» **SUPPLIED MATERIAL**
--- begin ---
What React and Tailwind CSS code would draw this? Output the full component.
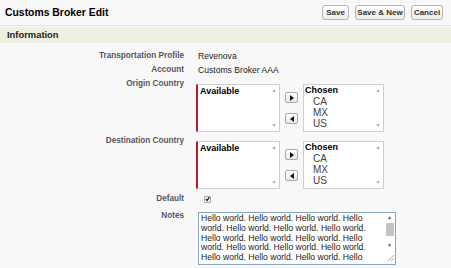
--- end ---
--- begin ---
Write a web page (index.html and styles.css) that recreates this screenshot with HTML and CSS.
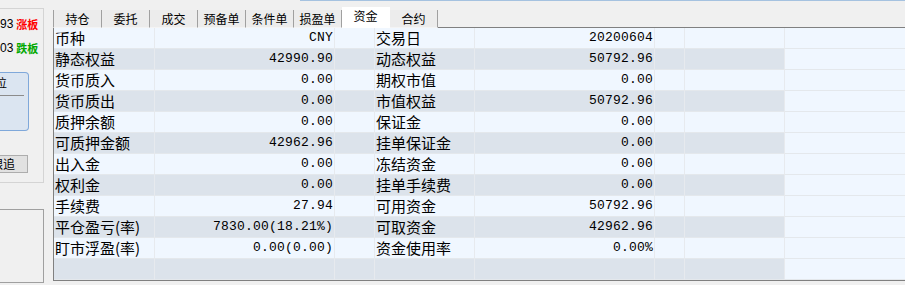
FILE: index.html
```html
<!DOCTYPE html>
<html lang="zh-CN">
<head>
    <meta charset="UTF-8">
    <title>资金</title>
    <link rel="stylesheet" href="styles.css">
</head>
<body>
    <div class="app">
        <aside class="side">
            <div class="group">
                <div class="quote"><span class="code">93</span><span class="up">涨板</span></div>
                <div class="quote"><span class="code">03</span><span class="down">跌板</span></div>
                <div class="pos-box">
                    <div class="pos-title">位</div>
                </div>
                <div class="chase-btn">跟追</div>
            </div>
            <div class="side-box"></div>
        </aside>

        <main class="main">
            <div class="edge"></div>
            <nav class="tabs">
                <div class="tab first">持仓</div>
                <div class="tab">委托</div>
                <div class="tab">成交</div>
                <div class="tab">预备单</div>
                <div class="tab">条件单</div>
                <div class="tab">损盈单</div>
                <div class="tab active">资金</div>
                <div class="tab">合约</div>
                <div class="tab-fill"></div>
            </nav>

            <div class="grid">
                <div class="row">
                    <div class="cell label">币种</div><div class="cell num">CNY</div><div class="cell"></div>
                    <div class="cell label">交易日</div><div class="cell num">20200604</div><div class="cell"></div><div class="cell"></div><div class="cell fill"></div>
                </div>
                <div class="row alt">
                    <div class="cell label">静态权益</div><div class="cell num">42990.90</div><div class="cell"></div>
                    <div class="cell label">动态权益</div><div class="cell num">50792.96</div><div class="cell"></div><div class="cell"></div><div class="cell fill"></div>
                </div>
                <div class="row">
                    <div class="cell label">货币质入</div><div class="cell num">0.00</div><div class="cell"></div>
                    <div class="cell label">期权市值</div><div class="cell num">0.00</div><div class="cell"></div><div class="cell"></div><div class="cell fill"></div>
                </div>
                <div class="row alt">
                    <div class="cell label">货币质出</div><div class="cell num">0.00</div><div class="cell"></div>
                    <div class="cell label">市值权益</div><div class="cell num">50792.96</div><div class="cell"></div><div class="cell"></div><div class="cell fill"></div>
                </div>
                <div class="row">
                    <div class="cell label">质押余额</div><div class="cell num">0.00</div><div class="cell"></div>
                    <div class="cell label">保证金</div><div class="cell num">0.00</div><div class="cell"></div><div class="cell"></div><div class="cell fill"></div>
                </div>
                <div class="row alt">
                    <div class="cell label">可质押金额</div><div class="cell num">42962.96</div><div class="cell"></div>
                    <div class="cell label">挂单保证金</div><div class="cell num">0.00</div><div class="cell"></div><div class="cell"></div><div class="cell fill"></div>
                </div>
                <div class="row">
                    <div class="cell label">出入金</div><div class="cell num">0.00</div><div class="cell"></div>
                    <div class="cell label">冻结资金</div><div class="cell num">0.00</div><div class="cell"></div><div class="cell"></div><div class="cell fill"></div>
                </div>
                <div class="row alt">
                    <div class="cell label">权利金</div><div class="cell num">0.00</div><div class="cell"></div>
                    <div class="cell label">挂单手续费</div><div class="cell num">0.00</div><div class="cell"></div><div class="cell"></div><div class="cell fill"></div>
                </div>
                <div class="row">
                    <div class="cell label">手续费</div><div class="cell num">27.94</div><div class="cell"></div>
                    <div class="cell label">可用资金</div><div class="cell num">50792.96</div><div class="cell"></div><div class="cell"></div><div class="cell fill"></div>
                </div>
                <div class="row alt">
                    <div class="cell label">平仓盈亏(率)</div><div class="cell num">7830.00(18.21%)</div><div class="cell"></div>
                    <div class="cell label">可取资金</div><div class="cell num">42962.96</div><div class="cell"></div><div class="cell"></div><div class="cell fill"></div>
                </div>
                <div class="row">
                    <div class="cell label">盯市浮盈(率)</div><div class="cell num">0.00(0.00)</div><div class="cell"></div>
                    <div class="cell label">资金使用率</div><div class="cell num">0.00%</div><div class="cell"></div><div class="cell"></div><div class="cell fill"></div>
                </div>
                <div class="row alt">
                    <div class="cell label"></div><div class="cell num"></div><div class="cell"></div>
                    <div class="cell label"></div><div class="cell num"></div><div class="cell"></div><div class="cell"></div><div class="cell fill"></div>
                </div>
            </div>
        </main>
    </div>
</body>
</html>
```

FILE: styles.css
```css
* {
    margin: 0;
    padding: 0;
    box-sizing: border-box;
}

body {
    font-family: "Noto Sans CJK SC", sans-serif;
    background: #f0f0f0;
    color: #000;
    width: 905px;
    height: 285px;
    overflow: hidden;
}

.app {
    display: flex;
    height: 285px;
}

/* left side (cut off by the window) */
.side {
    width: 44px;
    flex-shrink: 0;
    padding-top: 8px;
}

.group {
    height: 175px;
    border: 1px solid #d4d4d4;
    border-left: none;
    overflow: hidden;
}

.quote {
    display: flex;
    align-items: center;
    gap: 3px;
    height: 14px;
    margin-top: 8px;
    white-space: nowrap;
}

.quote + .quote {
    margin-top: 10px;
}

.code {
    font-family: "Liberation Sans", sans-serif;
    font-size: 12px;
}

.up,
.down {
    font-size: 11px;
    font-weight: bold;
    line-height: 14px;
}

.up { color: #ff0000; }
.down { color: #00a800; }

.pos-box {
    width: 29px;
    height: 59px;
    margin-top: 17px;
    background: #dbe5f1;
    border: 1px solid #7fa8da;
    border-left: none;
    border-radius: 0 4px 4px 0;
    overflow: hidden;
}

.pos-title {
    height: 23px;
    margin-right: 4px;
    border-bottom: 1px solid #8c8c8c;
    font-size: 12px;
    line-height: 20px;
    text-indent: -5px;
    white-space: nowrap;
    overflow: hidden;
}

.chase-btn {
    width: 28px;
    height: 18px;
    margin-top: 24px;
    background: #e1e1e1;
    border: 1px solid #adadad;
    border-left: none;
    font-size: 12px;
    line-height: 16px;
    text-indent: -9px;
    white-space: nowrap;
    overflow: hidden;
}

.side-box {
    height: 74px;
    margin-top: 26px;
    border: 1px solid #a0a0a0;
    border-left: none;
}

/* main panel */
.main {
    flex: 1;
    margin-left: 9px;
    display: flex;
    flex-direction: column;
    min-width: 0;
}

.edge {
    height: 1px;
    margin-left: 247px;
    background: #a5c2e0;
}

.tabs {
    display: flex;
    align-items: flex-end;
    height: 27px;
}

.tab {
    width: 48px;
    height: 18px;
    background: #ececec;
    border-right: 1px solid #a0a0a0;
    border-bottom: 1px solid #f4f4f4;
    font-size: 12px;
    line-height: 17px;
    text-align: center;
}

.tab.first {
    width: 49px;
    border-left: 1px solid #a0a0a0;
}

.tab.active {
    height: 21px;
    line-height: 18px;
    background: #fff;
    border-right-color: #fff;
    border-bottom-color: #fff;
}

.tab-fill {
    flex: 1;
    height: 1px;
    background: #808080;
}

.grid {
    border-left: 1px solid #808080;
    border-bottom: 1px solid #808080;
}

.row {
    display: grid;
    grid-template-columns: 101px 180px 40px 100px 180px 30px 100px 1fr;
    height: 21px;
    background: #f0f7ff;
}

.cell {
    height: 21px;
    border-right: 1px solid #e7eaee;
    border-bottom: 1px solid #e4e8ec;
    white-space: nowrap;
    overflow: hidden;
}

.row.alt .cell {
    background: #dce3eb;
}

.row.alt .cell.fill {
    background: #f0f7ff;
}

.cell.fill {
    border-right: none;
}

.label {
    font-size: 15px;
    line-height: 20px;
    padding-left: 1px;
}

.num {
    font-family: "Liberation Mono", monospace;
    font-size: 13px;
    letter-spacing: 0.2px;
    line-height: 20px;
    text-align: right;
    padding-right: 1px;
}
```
--- end ---
--- begin ---
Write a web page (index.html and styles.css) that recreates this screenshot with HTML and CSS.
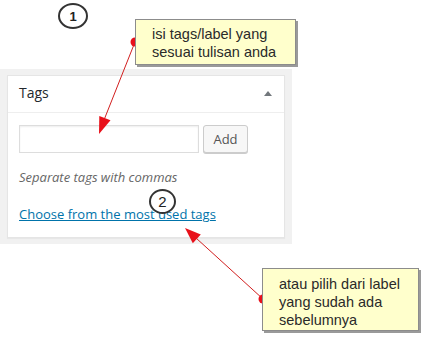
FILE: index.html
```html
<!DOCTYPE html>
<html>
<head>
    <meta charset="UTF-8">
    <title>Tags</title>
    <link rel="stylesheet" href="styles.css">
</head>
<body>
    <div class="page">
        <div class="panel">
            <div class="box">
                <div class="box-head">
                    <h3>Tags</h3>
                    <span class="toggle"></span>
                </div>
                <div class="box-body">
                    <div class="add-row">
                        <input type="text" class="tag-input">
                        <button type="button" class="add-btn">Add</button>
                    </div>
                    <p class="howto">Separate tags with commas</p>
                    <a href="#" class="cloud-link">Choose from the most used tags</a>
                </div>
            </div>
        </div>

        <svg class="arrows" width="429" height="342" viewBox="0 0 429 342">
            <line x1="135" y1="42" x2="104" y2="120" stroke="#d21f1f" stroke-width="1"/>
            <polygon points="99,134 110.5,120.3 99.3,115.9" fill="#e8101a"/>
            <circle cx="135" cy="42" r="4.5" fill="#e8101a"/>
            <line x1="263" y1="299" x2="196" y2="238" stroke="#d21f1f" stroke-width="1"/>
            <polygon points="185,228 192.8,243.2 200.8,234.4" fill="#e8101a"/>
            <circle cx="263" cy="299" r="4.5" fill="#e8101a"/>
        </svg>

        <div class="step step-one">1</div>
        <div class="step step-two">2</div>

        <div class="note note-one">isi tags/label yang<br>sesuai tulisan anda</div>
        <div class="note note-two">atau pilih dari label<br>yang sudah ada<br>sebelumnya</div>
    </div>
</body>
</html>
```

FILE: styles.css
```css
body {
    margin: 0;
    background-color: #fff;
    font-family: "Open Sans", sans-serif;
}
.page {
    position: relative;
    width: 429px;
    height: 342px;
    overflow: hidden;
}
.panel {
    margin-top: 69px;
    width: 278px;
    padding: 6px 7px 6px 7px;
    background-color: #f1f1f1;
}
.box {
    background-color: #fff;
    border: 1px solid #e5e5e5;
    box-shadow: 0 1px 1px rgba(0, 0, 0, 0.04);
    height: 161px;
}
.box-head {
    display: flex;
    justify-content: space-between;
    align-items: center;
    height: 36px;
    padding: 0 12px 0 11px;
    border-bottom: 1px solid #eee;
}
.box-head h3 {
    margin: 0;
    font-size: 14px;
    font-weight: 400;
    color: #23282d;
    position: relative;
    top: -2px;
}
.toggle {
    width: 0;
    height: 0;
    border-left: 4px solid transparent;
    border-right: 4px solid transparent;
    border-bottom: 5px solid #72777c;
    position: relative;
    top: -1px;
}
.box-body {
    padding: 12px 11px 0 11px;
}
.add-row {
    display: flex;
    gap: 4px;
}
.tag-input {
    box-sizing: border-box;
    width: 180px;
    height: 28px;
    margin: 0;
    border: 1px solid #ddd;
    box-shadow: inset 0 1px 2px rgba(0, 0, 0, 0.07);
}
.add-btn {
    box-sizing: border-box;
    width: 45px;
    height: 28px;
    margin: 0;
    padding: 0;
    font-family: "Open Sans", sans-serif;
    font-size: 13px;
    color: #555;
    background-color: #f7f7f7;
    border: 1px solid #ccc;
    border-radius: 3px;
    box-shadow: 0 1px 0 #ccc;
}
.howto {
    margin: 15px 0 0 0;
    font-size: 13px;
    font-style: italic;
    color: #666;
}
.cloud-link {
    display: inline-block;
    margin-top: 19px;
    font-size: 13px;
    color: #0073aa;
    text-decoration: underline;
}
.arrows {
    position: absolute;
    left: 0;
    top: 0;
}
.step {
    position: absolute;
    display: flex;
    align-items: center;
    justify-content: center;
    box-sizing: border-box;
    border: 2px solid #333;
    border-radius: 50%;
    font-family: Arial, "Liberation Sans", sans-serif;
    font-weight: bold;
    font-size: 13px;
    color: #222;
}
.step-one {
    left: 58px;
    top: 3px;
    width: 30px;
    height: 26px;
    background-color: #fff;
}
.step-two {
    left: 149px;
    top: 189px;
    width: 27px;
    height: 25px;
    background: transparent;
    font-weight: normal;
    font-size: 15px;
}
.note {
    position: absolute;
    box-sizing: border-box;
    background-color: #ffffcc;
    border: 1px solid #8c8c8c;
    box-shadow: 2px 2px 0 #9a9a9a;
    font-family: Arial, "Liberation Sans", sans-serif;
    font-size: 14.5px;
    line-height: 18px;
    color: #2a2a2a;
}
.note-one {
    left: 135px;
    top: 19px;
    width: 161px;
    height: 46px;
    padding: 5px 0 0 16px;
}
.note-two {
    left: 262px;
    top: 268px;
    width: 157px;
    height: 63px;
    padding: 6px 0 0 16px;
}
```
--- end ---
» **EXERCISE**
Take every line from the data that contains the word "page".

» **TASK RESULT**
Write a web page (index.html and styles.css) that recreates this screenshot with HTML and CSS.
Write a web page (index.html and styles.css) that recreates this screenshot with HTML and CSS.
    <div class="page">
.page {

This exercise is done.